Return the lines below exactly, from the first line to the line that contains "const etched = 'border". Leave out pictures.

▶ [Given data]
···

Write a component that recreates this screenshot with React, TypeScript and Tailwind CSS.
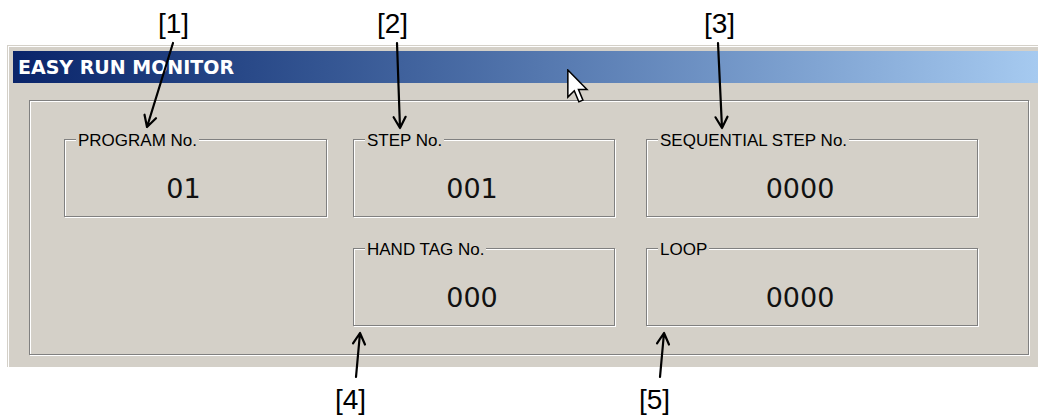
const etched = 'border border-[#808080] shadow-[inset_1px_1px_0_#ffffff,1px_1px_0_#ffffff]'

function arrowPath(x1: number, y1: number, x2: number, y2: number) {
  const dx = x2 - x1
  const dy = y2 - y1
  const len = Math.sqrt(dx * dx + dy * dy)
  const ux = dx / len
  const uy = dy / len
  const back = 11
  const side = 6
  const bx = x2 - ux * back
  const by = y2 - uy * back
  const ax = bx - uy * side
  const ay = by + ux * side
  const cx = bx + uy * side
  const cy = by - ux * side
  return `M${x1} ${y1} L${x2} ${y2} M${ax} ${ay} L${x2} ${y2} L${cx} ${cy}`
}

function GroupBox({ label, value, width }: { label: string; value: string; width: string }) {
  return (
    <div className={`relative h-[78px] ${width} ${etched}`}>
      <span className="absolute left-[11px] top-0 -translate-y-1/2 bg-[#d4d0c8] px-[2px] font-['Liberation_Sans',Arial,sans-serif] text-[17px] leading-none text-black">
        {label}
      </span>
      <div className="flex h-full items-center justify-center pt-[20px] pr-[24px] font-['DejaVu_Sans',sans-serif] text-[27px] leading-none text-[#111]">
        {value}
      </div>
    </div>
  )
}

export default function App() {
  const callout = "absolute font-['Liberation_Sans',Arial,sans-serif] text-[28px] leading-none text-black"

  return (
    <div className="relative h-[418px] w-[1038px] overflow-hidden bg-white">
      <div className="h-[45px]" />

      <div className="ml-[7px] border-l border-t border-[#d4d0c8] bg-[#d4d0c8] pb-[12px] pl-[5px] pt-[5px] shadow-[inset_1px_1px_0_#ffffff]">
        <div className="flex h-[32px] items-center bg-gradient-to-r from-[#0a246a] to-[#a6caf0] pl-[5px] font-['DejaVu_Sans',sans-serif] text-[19px] font-bold text-white">
          EASY RUN MONITOR
        </div>

        <div className={`ml-[16px] mt-[17px] h-[255px] w-[1000px] pl-[34px] pt-[38px] ${etched}`}>
          <div className="grid grid-cols-[289px_293px_332px] gap-y-[31px]">
            <GroupBox label="PROGRAM No." value="01" width="w-[263px]" />
            <GroupBox label="STEP No." value="001" width="w-[262px]" />
            <GroupBox label="SEQUENTIAL STEP No." value="0000" width="w-[332px]" />
            <div className="col-start-2">
              <GroupBox label="HAND TAG No." value="000" width="w-[262px]" />
            </div>
            <GroupBox label="LOOP" value="0000" width="w-[332px]" />
          </div>
        </div>
      </div>

      {/* callouts */}
      <span className={`${callout} left-[158px] top-[10px]`}>[1]</span>
      <span className={`${callout} left-[377px] top-[10px]`}>[2]</span>
      <span className={`${callout} left-[704px] top-[10px]`}>[3]</span>
      <span className={`${callout} left-[335px] top-[386px]`}>[4]</span>
      <span className={`${callout} left-[639px] top-[386px]`}>[5]</span>

      <svg className="pointer-events-none absolute left-0 top-0" width="1038" height="418">
        <g fill="none" stroke="#000" strokeWidth="2.2" strokeLinecap="round" strokeLinejoin="round">
          <path d={arrowPath(173, 43, 147, 127)} />
          <path d={arrowPath(397, 43, 400, 128)} />
          <path d={arrowPath(718, 43, 722, 128)} />
          <path d={arrowPath(356, 377, 360, 333)} />
          <path d={arrowPath(660, 377, 664, 333)} />
        </g>
      </svg>

      {/* mouse pointer */}
      <svg className="pointer-events-none absolute left-[567px] top-[69px]" width="22" height="35" viewBox="0 0 13 20.5">
        <path
          d="M0.5 0.5 L0.5 16.5 L4.3 12.8 L7 19.3 L9.4 18.3 L6.8 12 L11.8 12 Z"
          fill="#fff"
          stroke="#000"
          strokeWidth="0.9"
          strokeLinejoin="miter"
        />
      </svg>
    </div>
  )
}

···

▶ [The response]
Write a component that recreates this screenshot with React, TypeScript and Tailwind CSS.
const etched = 'border border-[#808080] shadow-[inset_1px_1px_0_#ffffff,1px_1px_0_#ffffff]'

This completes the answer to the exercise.